Today is yet another dark day in American history. In Charlottesville, Virginia there’s a conflict unraveling. This so-called “Unite the Right” protest, a confluence of neo-Nazi, pro-Confederate, and Alt-Right forces, has descended into violence and death.

There are many emotions flowing through the nation at the moment: shock, anger, disappointment. But for many of us, one feeling beats them all. The French have a term for it.

Déjà vu.

We’ve been here before. Many times. We should rightly be disappointed that we’re still dealing with this ridiculousness, but let’s not allow ourselves to believe it is new in any way.

Just last year, 3 people were stabbed at a KKK rally in Anaheim.

I vividly remember the sadness I felt as a teen first reading about the “Greensboro massacre” – on November 3, 1979, five protesters were shot dead and eleven others wounded by a group of Klansmen and neo-Nazis during a “Death to the Klan” rally in Greensboro, North Carolina.

But….

I also remember amazing times when the strength of human compassion overcame the hate.

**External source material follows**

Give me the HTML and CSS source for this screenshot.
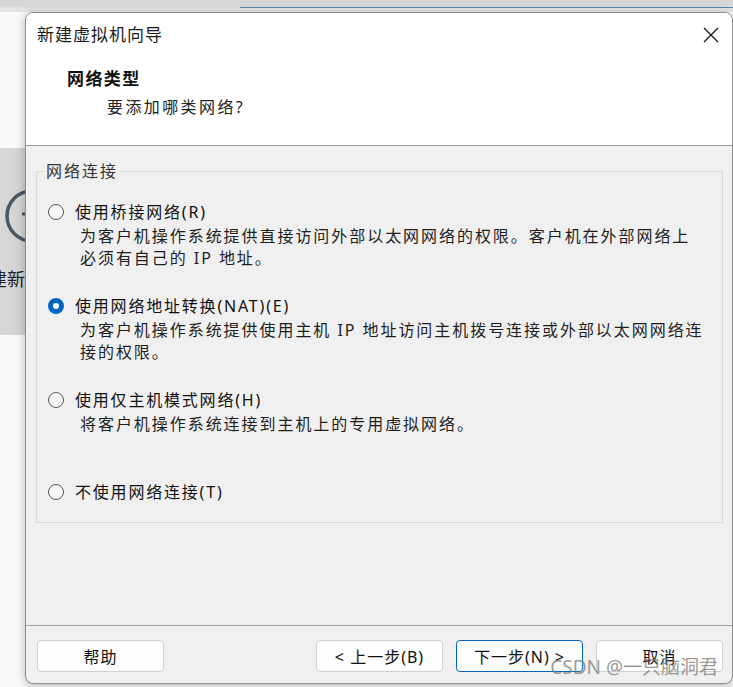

Like the time when a black woman in a USA shirt put her own body at risk to save a white neo-nazi in a Confederate Flag shirt from attacks by an angry mob outside a Klan rally in my home state of Michigan.

keshia-thomas

The world is simultaneously a horrible and beautiful place. It always has been. We hope for and strive to create something better…in time. Meanwhile, we alternate between hate and happiness, light and dark, fear and bravery.

Don’t look away from the madness. Don’t ever look away. But don’t forget to look at our better selves too.

It’s the only way to stay sane in the midst of constant insanity.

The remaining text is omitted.